Take every line from the listing below that includes "React" and copy it.
(begin)
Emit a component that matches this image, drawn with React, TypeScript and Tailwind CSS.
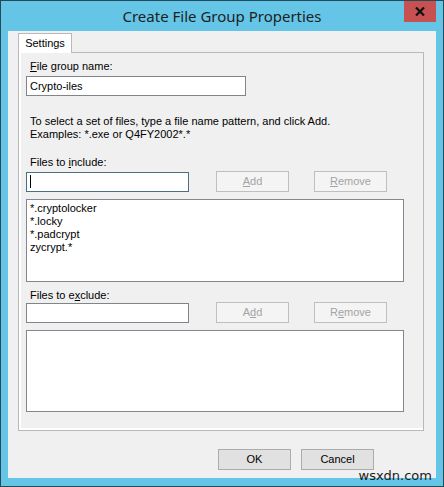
import React from "react";

const ui = "font-['Liberation_Sans',Arial,sans-serif] text-[11px] leading-[13px] text-black";

function WinButton(props: { children: React.ReactNode; disabled?: boolean; className?: string }) {
  return (
    <div
      className={
        "flex h-[21px] w-[73px] items-center justify-center border " +
        (props.disabled
          ? "border-[#bfbfbf] bg-[#f4f4f4] text-[#a3a3a3] "
          : "border-[#acacac] bg-[#e1e1e1] text-black ") +
        (props.className ?? "")
      }
    >
      {props.children}
    </div>
  );
}

function TextBox(props: { value?: string; focused?: boolean }) {
  return (
    <div
      className={
        "flex h-[20px] w-[163px] items-center bg-white px-[3px] border " +
        (props.focused ? "border-[#4d6f83]" : "border-[#7f8589]")
      }
    >
      {props.focused && <span className="h-[13px] w-px bg-black" />}
      {props.value}
    </div>
  );
}

function ListBox(props: { items: string[]; height: string }) {
  return (
    <div className={"w-[378px] border border-[#828790] bg-white px-[3px] pt-[2px] " + props.height}>
      {props.items.map((it) => (
        <div key={it}>{it}</div>
      ))}
    </div>
  );
}

function PatternRow(props: { focused?: boolean; second?: boolean }) {
  return (
    <div className="flex items-center">
      <TextBox focused={props.focused} />
      <WinButton disabled className="ml-[27px]">
        {props.second ? (
          <span>A<u>d</u>d</span>
        ) : (
          <span><u>A</u>dd</span>
        )}
      </WinButton>
      <WinButton disabled className="ml-[25px]">
        {props.second ? (
          <span>R<u>e</u>move</span>
        ) : (
          <span><u>R</u>emove</span>
        )}
      </WinButton>
    </div>
  );
}

export default function App() {
  return (
    <div className="relative flex h-[487px] w-[444px] flex-col border border-[#24495a] bg-[#64c5e7]">
      {/* title bar */}
      <div className="flex h-[30px] items-center justify-center font-['Noto_Sans',sans-serif] text-[15px] text-[#1e1e1e]">
        Create File Group Properties
      </div>
      <div className="absolute right-[7px] top-0 flex h-[21px] w-[32px] items-center justify-center bg-[#c75050]">
        <svg width="10" height="9" viewBox="0 0 10 9">
          <path d="M1 0.5 L9 8.5 M9 0.5 L1 8.5" stroke="#111" strokeWidth="2.2" />
        </svg>
      </div>

      {/* client area */}
      <div className={"mx-[7px] mb-[8px] flex flex-1 flex-col bg-[#f0f0f0] " + ui}>
        <div className="ml-[10px] mt-[2px] flex">
          <div className="relative -mb-px flex h-[20px] w-[54px] items-center justify-center border border-b-0 border-[#b9b9b9] bg-white">
            Settings
          </div>
        </div>
        <div className="ml-[10px] h-[379px] w-[406px] border border-[#b9b9b9] bg-[#f0f0f0] pl-[7px] pt-[7px] shadow-[inset_0_-2px_0_#fff,inset_2px_0_0_#fff]">
          <div className="ml-[4px]"><u>F</u>ile group name:</div>
          <div className="mt-[3px] flex h-[20px] w-[220px] items-center border border-[#7f8589] bg-white px-[3px]">
            Crypto-iles
          </div>
          <div className="ml-[4px] mt-[19px]">
            To select a set of files, type a file name pattern, and click Add.
            <br />
            Examples: *.exe or Q4FY2002*.*
          </div>
          <div className="ml-[4px] mt-[15px]">Files to <u>i</u>nclude:</div>
          <div className="mt-[2px]">
            <PatternRow focused />
          </div>
          <div className="mt-[7px]">
            <ListBox height="h-[83px]" items={["*.cryptolocker", "*.locky", "*.padcrypt", "zycrypt.*"]} />
          </div>
          <div className="ml-[4px] mt-[7px]">Files to e<u>x</u>clude:</div>
          <div>
            <PatternRow second />
          </div>
          <div className="mt-[7px]">
            <ListBox height="h-[82px]" items={[]} />
          </div>
        </div>

        <div className="ml-[210px] mt-[18px] flex gap-[10px]">
          <WinButton className="h-[21px]">OK</WinButton>
          <WinButton className="h-[21px]">Cancel</WinButton>
        </div>
      </div>

      <div className="absolute bottom-[3px] right-[11px] font-['DejaVu_Sans',sans-serif] text-[13px] leading-[14px] text-[#1b1b1b]">
        wsxdn.com
      </div>
    </div>
  );
}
(end)
TASK RESPONSE ->
Emit a component that matches this image, drawn with React, TypeScript and Tailwind CSS.
import React from "react";
function WinButton(props: { children: React.ReactNode; disabled?: boolean; className?: string }) {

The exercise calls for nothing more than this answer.